Thanks for the helpful reply, I agree that the market can become saturated, and from what he told my son it has, he said they use to get $1,200.00/bird and now they get $50.00/bird, I don’t know how true any of this is?
I don’t know how much eggs are worth either.
This is a hobby for me, and would like to try to hatch some.
 
That sounds about right. A good AC rooster that isn't showing quality I was quoted $100 a couple months back.

A good piece of advice I got for breeders was that unless you want to ride the boom/bust cycle of bubble fads, get good quality stock, and then figure out a good average price so you can sell long term versus counting on $100+ a bird.

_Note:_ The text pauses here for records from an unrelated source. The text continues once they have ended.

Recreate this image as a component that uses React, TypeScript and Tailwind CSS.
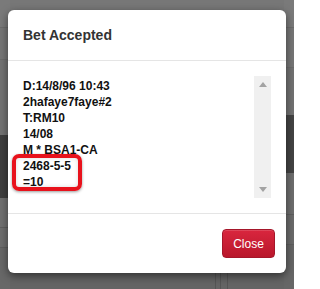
const lines = [
  "D:14/8/96 10:43",
  "2hafaye7faye#2",
  "T:RM10",
  "14/08",
  "M * BSA1-CA",
  "2468-5-5",
  "=10",
];

function Strip({ h, className }: { h: string; className: string }) {
  return <div className={`${h} ${className}`} />;
}

export default function App() {
  return (
    <div
      className="relative w-[294px] h-[289px] overflow-hidden bg-[#767676]"
      style={{ fontFamily: '"Liberation Sans", Arial, sans-serif' }}
    >
      {/* page behind the overlay */}
      <div className="flex h-full">
        <div className="flex flex-col w-[10px]">
          <Strip h="h-[28px]" className="bg-[#7a7a7a] border-b border-[#6c6c6c]" />
          <Strip h="h-[32px]" className="bg-[#767676] border-b border-[#6c6c6c]" />
          <Strip h="h-[75px]" className="bg-[#737373]" />
          <Strip h="h-[63px]" className="bg-[#3f3f3f]" />
          <Strip h="h-[30px]" className="bg-[#707070] border-b border-[#5e5e5e]" />
          <Strip h="h-[20px]" className="bg-[#6e6e6e] border-b border-[#5e5e5e]" />
          <div className="flex-1 bg-[#686868]" />
        </div>
        <div className="flex-1 flex flex-col">
          <div className="flex-1 bg-[#777777]" />
          <div className="h-[20px] bg-[#646464] flex">
            <div className="w-[205px]" />
            <div className="w-px bg-[#555555]" />
            <div className="w-[4px]" />
            <div className="w-px bg-[#555555]" />
            <div className="w-[6px]" />
            <div className="w-px bg-[#555555]" />
          </div>
        </div>
        <div className="flex flex-col w-[10px]">
          <Strip h="h-[28px]" className="bg-[#7a7a7a] border-b border-[#6c6c6c]" />
          <Strip h="h-[40px]" className="bg-[#767676] border-b border-[#6c6c6c]" />
          <Strip h="h-[47px]" className="bg-[#727272]" />
          <Strip h="h-[58px]" className="bg-[#444444]" />
          <Strip h="h-[42px]" className="bg-[#6e6e6e] border-b border-[#5e5e5e]" />
          <Strip h="h-[30px]" className="bg-[#6b6b6b] border-b border-[#5e5e5e]" />
          <div className="flex-1 bg-[#666666]" />
        </div>
      </div>

      {/* modal dialog */}
      <div className="absolute left-[8px] top-[10px] w-[278px] h-[263px] bg-white rounded-[6px] shadow-[0_3px_9px_rgba(0,0,0,0.5)] flex flex-col">
        <div className="h-[51px] px-[15px] flex items-center border-b border-[#e5e5e5]">
          <h4 className="text-[14px] leading-5 font-bold text-[#333333]">Bet Accepted</h4>
        </div>
        <div className="p-[15px] border-b border-[#e5e5e5]">
          <div className="flex h-[122px]">
            <div className="flex-1 pt-[2px] text-[12px] leading-4 font-bold text-[#111111]">
              {lines.map((l) => (
                <div key={l}>{l}</div>
              ))}
            </div>
            <div className="w-[17px] bg-[#f0f0f0] flex flex-col items-center justify-between py-[6px]">
              <svg width="8" height="5" viewBox="0 0 8 5">
                <path d="M4 0 L8 5 L0 5 Z" fill="#a3a3a3" />
              </svg>
              <svg width="8" height="5" viewBox="0 0 8 5">
                <path d="M0 0 L8 0 L4 5 Z" fill="#a3a3a3" />
              </svg>
            </div>
          </div>
        </div>
        <div className="flex-1 flex items-start justify-end pt-[15px] pr-[11px]">
          <button className="h-[29px] w-[53px] rounded-[4px] border border-[#a5162a] bg-gradient-to-b from-[#d9263e] to-[#b9172b] text-white text-[12px] shadow-[inset_0_1px_0_rgba(255,255,255,0.15)]">
            Close
          </button>
        </div>
      </div>

      {/* highlight annotation */}
      <div className="absolute left-[12px] top-[154px] w-[70px] h-[37px] border-4 border-[#e8121c] rounded-[7px] shadow-[0_1px_3px_rgba(0,0,0,0.4),inset_0_0_4px_rgba(0,0,0,0.15)]" />
    </div>
  );
}
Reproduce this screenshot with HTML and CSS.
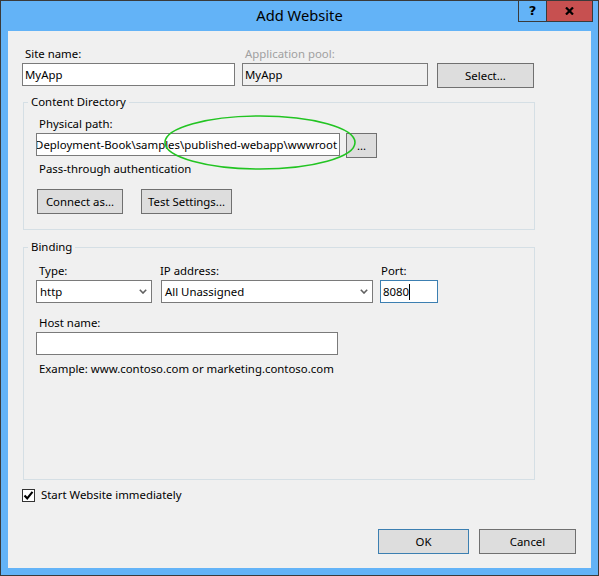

RRA Indio Gigantes are one of the up and comers and I am seeing $60/chick, $200/hen with a required 2 hen 1 rooster setup which I think is $500 or $600. Can't exactly remember what they were charging. I can kind of see the high prices there because they require a different diet, special care initially to make sure they don't grow too fast. And then there are size requirements for good breeding (I want to say 36+" height for males?) versus an AC which might be easier because it just comes down to all black everything including mouth.

But buy birds that you enjoy raising and you can afford to raise instead of gamble on. Especially if you can't inspect the AC hen and rooster to make sure they've got the black inner mouth/tongue.


As an aside, I know Sandhill Preservation Center has some valid criticisms, but they do have a line of ACs that are very reasonably priced (I want to say $10-15/chick.) They largely undercharge. If you find someone who wants to split a 25 bird package of different breeds (I think that's the minimum) then you can get AC chicks for good diversity and maybe compare what you hatch to Sandhill's line.